--- begin ---
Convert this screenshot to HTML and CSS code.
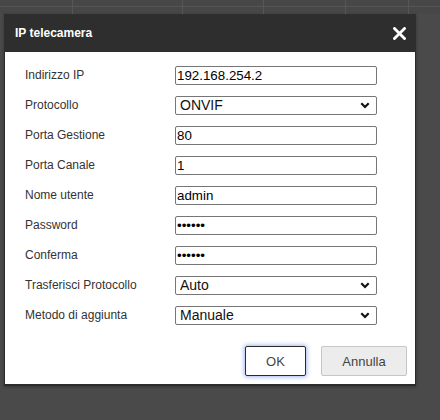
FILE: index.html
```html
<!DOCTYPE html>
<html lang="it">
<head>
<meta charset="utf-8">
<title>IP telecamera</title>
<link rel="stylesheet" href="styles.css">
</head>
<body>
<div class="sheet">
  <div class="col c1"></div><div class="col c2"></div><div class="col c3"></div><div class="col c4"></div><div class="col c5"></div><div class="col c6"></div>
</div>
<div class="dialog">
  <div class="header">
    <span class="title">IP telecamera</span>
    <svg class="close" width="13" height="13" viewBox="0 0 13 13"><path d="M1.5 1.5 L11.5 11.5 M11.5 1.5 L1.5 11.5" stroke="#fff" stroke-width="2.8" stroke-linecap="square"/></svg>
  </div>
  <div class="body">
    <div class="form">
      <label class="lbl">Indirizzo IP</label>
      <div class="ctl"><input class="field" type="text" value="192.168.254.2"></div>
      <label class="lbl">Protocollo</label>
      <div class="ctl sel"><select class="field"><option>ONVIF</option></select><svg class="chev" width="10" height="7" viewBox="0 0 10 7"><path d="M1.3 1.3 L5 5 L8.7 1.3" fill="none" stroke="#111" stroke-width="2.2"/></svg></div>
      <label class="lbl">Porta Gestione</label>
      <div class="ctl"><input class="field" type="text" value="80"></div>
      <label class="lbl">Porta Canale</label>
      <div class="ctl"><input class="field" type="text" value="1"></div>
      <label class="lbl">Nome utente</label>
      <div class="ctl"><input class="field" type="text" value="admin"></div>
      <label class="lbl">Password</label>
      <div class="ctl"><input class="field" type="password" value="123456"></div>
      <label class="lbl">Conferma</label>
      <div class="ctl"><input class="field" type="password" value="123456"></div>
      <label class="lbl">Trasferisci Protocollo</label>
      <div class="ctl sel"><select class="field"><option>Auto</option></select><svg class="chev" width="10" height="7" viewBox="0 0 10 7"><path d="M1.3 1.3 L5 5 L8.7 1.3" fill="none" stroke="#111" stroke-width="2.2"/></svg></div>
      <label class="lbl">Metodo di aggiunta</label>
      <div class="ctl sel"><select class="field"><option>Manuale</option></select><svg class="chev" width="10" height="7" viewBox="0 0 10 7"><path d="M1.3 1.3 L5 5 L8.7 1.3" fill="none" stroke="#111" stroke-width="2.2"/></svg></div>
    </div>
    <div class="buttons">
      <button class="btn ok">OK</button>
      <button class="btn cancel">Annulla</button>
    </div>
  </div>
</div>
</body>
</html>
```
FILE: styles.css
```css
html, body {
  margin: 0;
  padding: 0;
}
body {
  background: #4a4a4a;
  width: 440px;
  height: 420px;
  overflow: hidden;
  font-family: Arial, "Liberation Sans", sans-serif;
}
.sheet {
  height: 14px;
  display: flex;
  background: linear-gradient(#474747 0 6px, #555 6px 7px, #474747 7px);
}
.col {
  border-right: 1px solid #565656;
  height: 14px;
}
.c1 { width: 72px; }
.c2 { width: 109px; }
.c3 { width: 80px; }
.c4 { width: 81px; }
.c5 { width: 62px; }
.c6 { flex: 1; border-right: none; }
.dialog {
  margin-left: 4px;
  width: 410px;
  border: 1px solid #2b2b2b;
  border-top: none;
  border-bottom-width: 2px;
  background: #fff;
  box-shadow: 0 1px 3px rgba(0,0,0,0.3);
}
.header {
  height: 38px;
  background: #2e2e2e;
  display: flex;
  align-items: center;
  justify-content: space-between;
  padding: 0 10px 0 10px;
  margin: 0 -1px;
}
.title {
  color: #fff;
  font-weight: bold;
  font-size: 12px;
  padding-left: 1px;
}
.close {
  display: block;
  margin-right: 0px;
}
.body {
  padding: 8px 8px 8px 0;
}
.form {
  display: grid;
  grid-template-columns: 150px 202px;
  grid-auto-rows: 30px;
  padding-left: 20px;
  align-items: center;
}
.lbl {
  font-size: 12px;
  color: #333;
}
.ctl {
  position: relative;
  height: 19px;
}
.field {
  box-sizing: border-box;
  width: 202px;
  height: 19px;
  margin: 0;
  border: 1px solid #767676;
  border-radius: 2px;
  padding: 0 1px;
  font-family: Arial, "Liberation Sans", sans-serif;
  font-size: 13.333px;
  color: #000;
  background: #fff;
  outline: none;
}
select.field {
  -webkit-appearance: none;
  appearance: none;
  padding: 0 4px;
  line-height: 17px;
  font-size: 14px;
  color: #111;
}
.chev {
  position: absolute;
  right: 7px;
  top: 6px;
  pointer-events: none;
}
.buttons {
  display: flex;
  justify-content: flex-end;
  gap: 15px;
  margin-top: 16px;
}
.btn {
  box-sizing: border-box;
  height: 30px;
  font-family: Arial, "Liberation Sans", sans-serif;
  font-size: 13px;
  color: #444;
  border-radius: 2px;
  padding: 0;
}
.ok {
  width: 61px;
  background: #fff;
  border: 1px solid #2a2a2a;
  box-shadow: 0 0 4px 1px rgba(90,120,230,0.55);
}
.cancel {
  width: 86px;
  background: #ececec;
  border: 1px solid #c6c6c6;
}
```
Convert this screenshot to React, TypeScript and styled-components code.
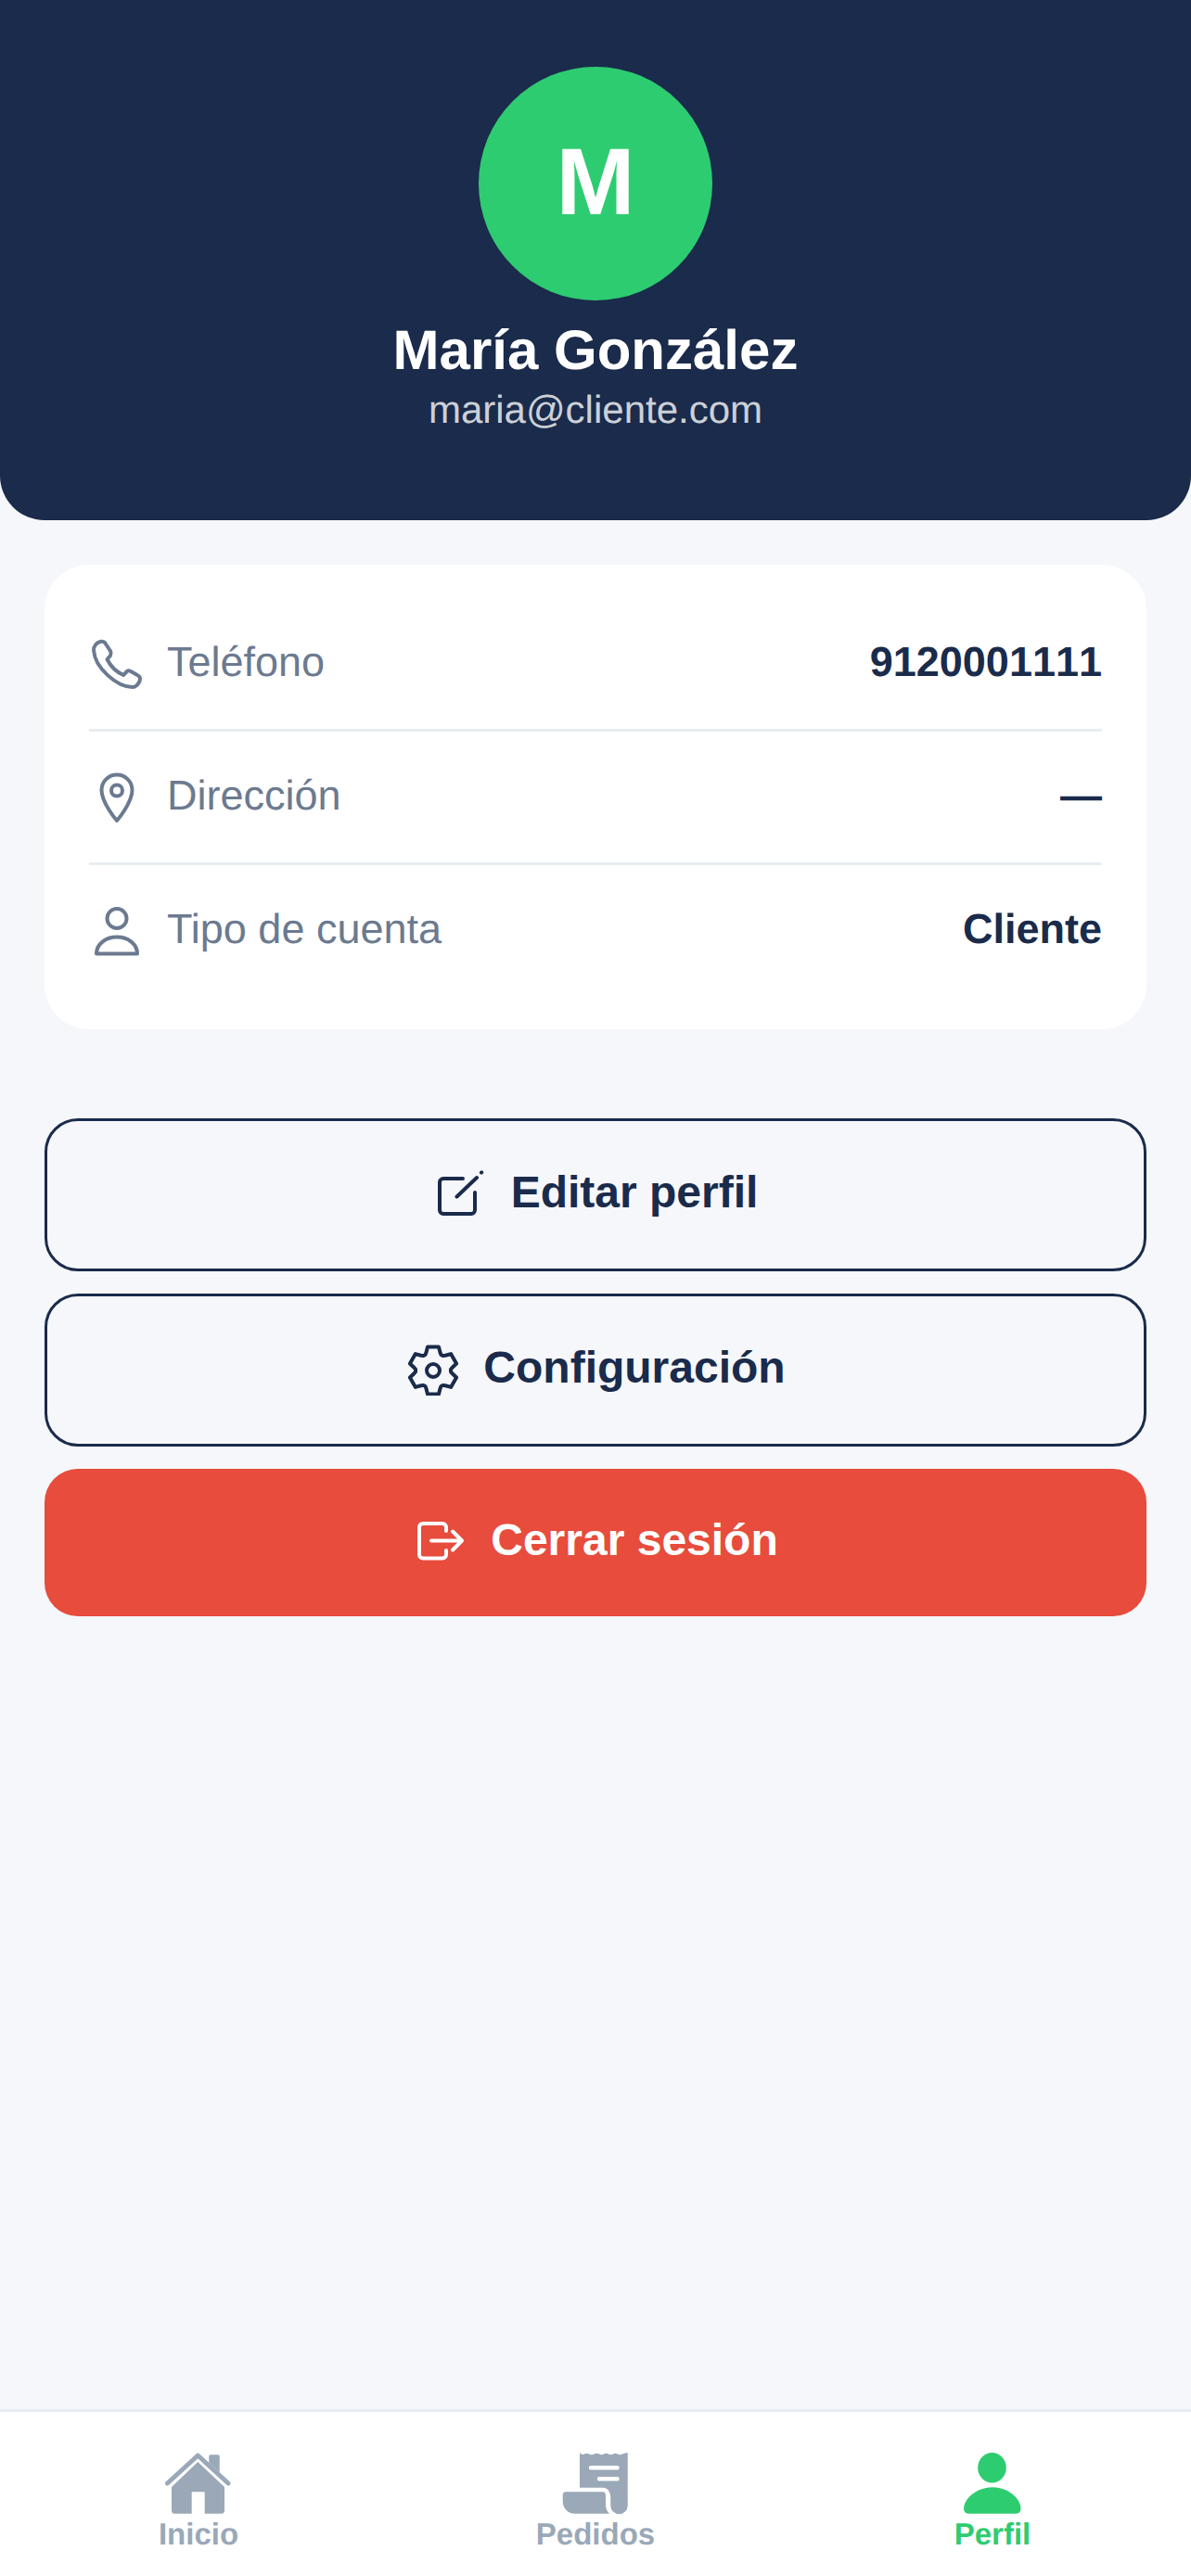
--- end ---
Short task » Leaving all pictures aside, quote each record exactly.

The response »
Convert this screenshot to HTML and CSS code.
FILE: index.html
```html
<!DOCTYPE html>
<html lang="it">
<head>
<meta charset="utf-8">
<title>IP telecamera</title>
<link rel="stylesheet" href="styles.css">
</head>
<body>
<div class="sheet">
  <div class="col c1"></div><div class="col c2"></div><div class="col c3"></div><div class="col c4"></div><div class="col c5"></div><div class="col c6"></div>
</div>
<div class="dialog">
  <div class="header">
    <span class="title">IP telecamera</span>
    <svg class="close" width="13" height="13" viewBox="0 0 13 13"><path d="M1.5 1.5 L11.5 11.5 M11.5 1.5 L1.5 11.5" stroke="#fff" stroke-width="2.8" stroke-linecap="square"/></svg>
  </div>
  <div class="body">
    <div class="form">
      <label class="lbl">Indirizzo IP</label>
      <div class="ctl"><input class="field" type="text" value="192.168.254.2"></div>
      <label class="lbl">Protocollo</label>
      <div class="ctl sel"><select class="field"><option>ONVIF</option></select><svg class="chev" width="10" height="7" viewBox="0 0 10 7"><path d="M1.3 1.3 L5 5 L8.7 1.3" fill="none" stroke="#111" stroke-width="2.2"/></svg></div>
      <label class="lbl">Porta Gestione</label>
      <div class="ctl"><input class="field" type="text" value="80"></div>
      <label class="lbl">Porta Canale</label>
      <div class="ctl"><input class="field" type="text" value="1"></div>
      <label class="lbl">Nome utente</label>
      <div class="ctl"><input class="field" type="text" value="admin"></div>
      <label class="lbl">Password</label>
      <div class="ctl"><input class="field" type="password" value="123456"></div>
      <label class="lbl">Conferma</label>
      <div class="ctl"><input class="field" type="password" value="123456"></div>
      <label class="lbl">Trasferisci Protocollo</label>
      <div class="ctl sel"><select class="field"><option>Auto</option></select><svg class="chev" width="10" height="7" viewBox="0 0 10 7"><path d="M1.3 1.3 L5 5 L8.7 1.3" fill="none" stroke="#111" stroke-width="2.2"/></svg></div>
      <label class="lbl">Metodo di aggiunta</label>
      <div class="ctl sel"><select class="field"><option>Manuale</option></select><svg class="chev" width="10" height="7" viewBox="0 0 10 7"><path d="M1.3 1.3 L5 5 L8.7 1.3" fill="none" stroke="#111" stroke-width="2.2"/></svg></div>
    </div>
    <div class="buttons">
      <button class="btn ok">OK</button>
      <button class="btn cancel">Annulla</button>
    </div>
  </div>
</div>
</body>
</html>
```
FILE: styles.css
```css
html, body {
  margin: 0;
  padding: 0;
}
body {
  background: #4a4a4a;
  width: 440px;
  height: 420px;
  overflow: hidden;
  font-family: Arial, "Liberation Sans", sans-serif;
}
.sheet {
  height: 14px;
  display: flex;
  background: linear-gradient(#474747 0 6px, #555 6px 7px, #474747 7px);
}
.col {
  border-right: 1px solid #565656;
  height: 14px;
}
.c1 { width: 72px; }
.c2 { width: 109px; }
.c3 { width: 80px; }
.c4 { width: 81px; }
.c5 { width: 62px; }
.c6 { flex: 1; border-right: none; }
.dialog {
  margin-left: 4px;
  width: 410px;
  border: 1px solid #2b2b2b;
  border-top: none;
  border-bottom-width: 2px;
  background: #fff;
  box-shadow: 0 1px 3px rgba(0,0,0,0.3);
}
.header {
  height: 38px;
  background: #2e2e2e;
  display: flex;
  align-items: center;
  justify-content: space-between;
  padding: 0 10px 0 10px;
  margin: 0 -1px;
}
.title {
  color: #fff;
  font-weight: bold;
  font-size: 12px;
  padding-left: 1px;
}
.close {
  display: block;
  margin-right: 0px;
}
.body {
  padding: 8px 8px 8px 0;
}
.form {
  display: grid;
  grid-template-columns: 150px 202px;
  grid-auto-rows: 30px;
  padding-left: 20px;
  align-items: center;
}
.lbl {
  font-size: 12px;
  color: #333;
}
.ctl {
  position: relative;
  height: 19px;
}
.field {
  box-sizing: border-box;
  width: 202px;
  height: 19px;
  margin: 0;
  border: 1px solid #767676;
  border-radius: 2px;
  padding: 0 1px;
  font-family: Arial, "Liberation Sans", sans-serif;
  font-size: 13.333px;
  color: #000;
  background: #fff;
  outline: none;
}
select.field {
  -webkit-appearance: none;
  appearance: none;
  padding: 0 4px;
  line-height: 17px;
  font-size: 14px;
  color: #111;
}
.chev {
  position: absolute;
  right: 7px;
  top: 6px;
  pointer-events: none;
}
.buttons {
  display: flex;
  justify-content: flex-end;
  gap: 15px;
  margin-top: 16px;
}
.btn {
  box-sizing: border-box;
  height: 30px;
  font-family: Arial, "Liberation Sans", sans-serif;
  font-size: 13px;
  color: #444;
  border-radius: 2px;
  padding: 0;
}
.ok {
  width: 61px;
  background: #fff;
  border: 1px solid #2a2a2a;
  box-shadow: 0 0 4px 1px rgba(90,120,230,0.55);
}
.cancel {
  width: 86px;
  background: #ececec;
  border: 1px solid #c6c6c6;
}
```
Convert this screenshot to React, TypeScript and styled-components code.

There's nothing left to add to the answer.